An Estate Planning Alignment Approach Built for Affluent Families
The goal of an estate plan is straightforward: ensure that ownership and control of your wealth transfers to the people or organizations you choose, on the terms you set. While the most visible actions of an estate plan take effect after your passing-distributing assets, naming guardians for minor children, directing charitable giving-the benefits can also take place during your lifetime. Asset protection, tax efficiency, financial security during incapacity, and the confidence that your financial legacy is organized all begin with a well-structured plan in place.
Yet many families approaching or in retirement find themselves with estate planning documents sitting in a drawer, disconnected from the financial accounts and investment strategy that actually fund those plans. A revocable trust may exist on paper, but if bank accounts, retirement accounts, and brokerage holdings haven’t been properly titled or designated, the trust may be partially or entirely unfunded-rendering it ineffective when it matters most.

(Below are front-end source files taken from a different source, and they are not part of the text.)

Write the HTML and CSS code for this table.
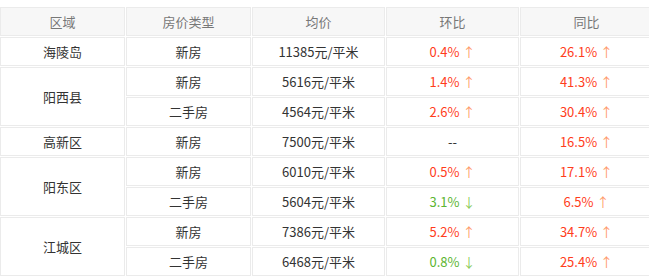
FILE: index.html
```html
<!DOCTYPE html>
<html>
    <head>
        <meta charset="utf-8">
        <title>房价</title>
        <link rel="stylesheet" href="styles.css">
    </head>
    <body>
        <table class="price-table">
            <colgroup>
                <col class="c-area">
                <col class="c-type">
                <col class="c-avg">
                <col class="c-mom">
                <col class="c-yoy">
            </colgroup>
            <thead>
                <tr>
                    <th>区域</th>
                    <th>房价类型</th>
                    <th>均价</th>
                    <th>环比</th>
                    <th>同比</th>
                </tr>
            </thead>
            <tbody>
                <tr>
                    <td>海陵岛</td>
                    <td>新房</td>
                    <td>11385元/平米</td>
                    <td class="up">0.4%<span class="arrow">↑</span></td>
                    <td class="up">26.1%<span class="arrow">↑</span></td>
                </tr>
                <tr>
                    <td rowspan="2">阳西县</td>
                    <td>新房</td>
                    <td>5616元/平米</td>
                    <td class="up">1.4%<span class="arrow">↑</span></td>
                    <td class="up">41.3%<span class="arrow">↑</span></td>
                </tr>
                <tr>
                    <td>二手房</td>
                    <td>4564元/平米</td>
                    <td class="up">2.6%<span class="arrow">↑</span></td>
                    <td class="up">30.4%<span class="arrow">↑</span></td>
                </tr>
                <tr>
                    <td>高新区</td>
                    <td>新房</td>
                    <td>7500元/平米</td>
                    <td>--</td>
                    <td class="up">16.5%<span class="arrow">↑</span></td>
                </tr>
                <tr>
                    <td rowspan="2">阳东区</td>
                    <td>新房</td>
                    <td>6010元/平米</td>
                    <td class="up">0.5%<span class="arrow">↑</span></td>
                    <td class="up">17.1%<span class="arrow">↑</span></td>
                </tr>
                <tr>
                    <td>二手房</td>
                    <td>5604元/平米</td>
                    <td class="down">3.1%<span class="arrow">↓</span></td>
                    <td class="up">6.5%<span class="arrow">↑</span></td>
                </tr>
                <tr>
                    <td rowspan="2">江城区</td>
                    <td>新房</td>
                    <td>7386元/平米</td>
                    <td class="up">5.2%<span class="arrow">↑</span></td>
                    <td class="up">34.7%<span class="arrow">↑</span></td>
                </tr>
                <tr>
                    <td>二手房</td>
                    <td>6468元/平米</td>
                    <td class="down">0.8%<span class="arrow">↓</span></td>
                    <td class="up">25.4%<span class="arrow">↑</span></td>
                </tr>
            </tbody>
        </table>
    </body>
</html>
```

FILE: styles.css
```css
body {
    margin: 0;
    padding-top: 6px;
    background: #fff;
    font-family: "Noto Sans CJK SC", "Noto Sans", sans-serif;
    font-size: 13px;
    color: #333;
}
.price-table {
    width: 651px;
    margin-left: -1px;
    table-layout: fixed;
    border-collapse: separate;
    border-spacing: 1px;
}
.c-area {
    width: 125px;
}
.c-type {
    width: 125px;
}
.c-avg,
.c-mom,
.c-yoy {
    width: 133px;
}
.price-table th,
.price-table td {
    border: 1px solid #ebebeb;
    padding: 0;
    text-align: center;
    line-height: 18px;
}
.price-table th {
    height: 27px;
    background: #f7f7f7;
    color: #777;
    font-weight: normal;
}
.price-table td {
    height: 27px;
}
.up {
    color: #ff3d1c;
}
.down {
    color: #5cb531;
}
.arrow {
    margin-left: 3px;
}
.up .arrow {
    color: #ff9a6a;
}
.down .arrow {
    color: #8ccc5a;
}
```
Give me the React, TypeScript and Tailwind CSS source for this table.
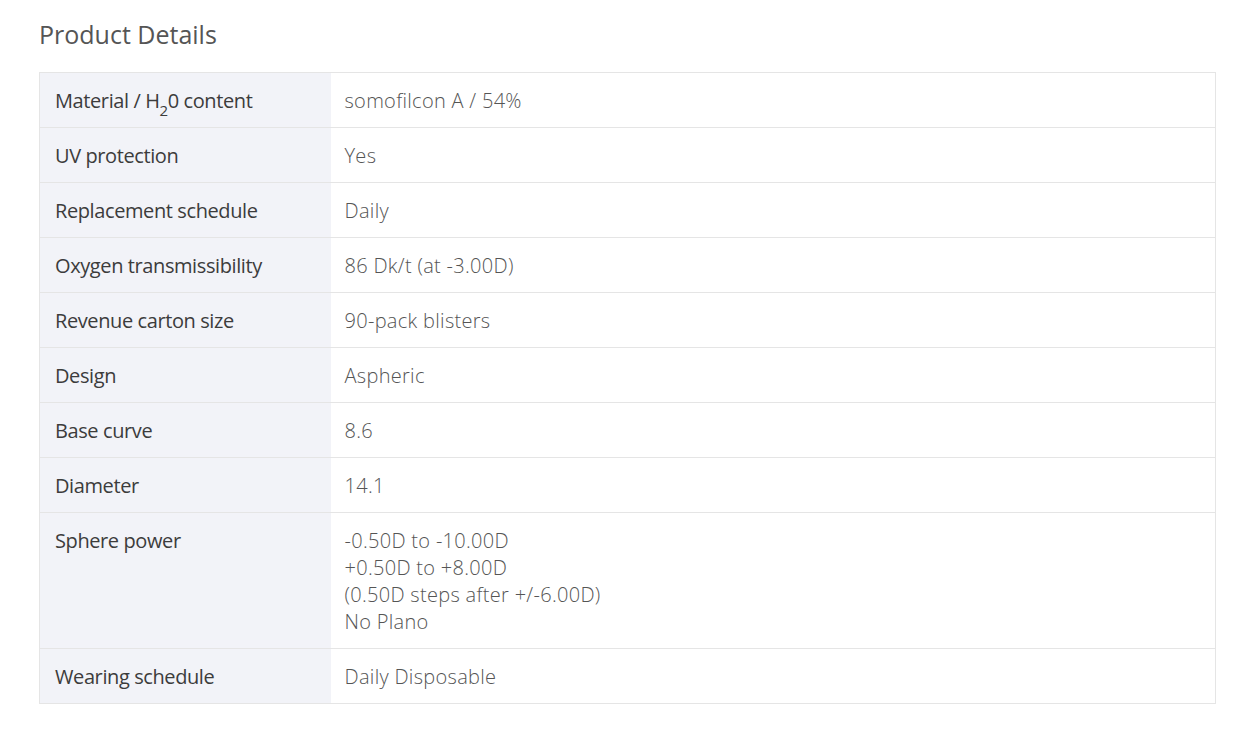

At Godsey & Gibb, we take an integrated approach to estate planning and wealth management. We do not draft wills, trusts, or other legal documents-those are created by your estate attorney. What we do is consult alongside your attorney to help ensure your estate plan reflects the realities of your financial life. We analyze funding levels, review beneficiary designations, align investment strategy with your objectives, and build tax strategy into every layer of your plan. The result is a comprehensive plan that doesn’t just express your wishes, but has the financial infrastructure to carry them out.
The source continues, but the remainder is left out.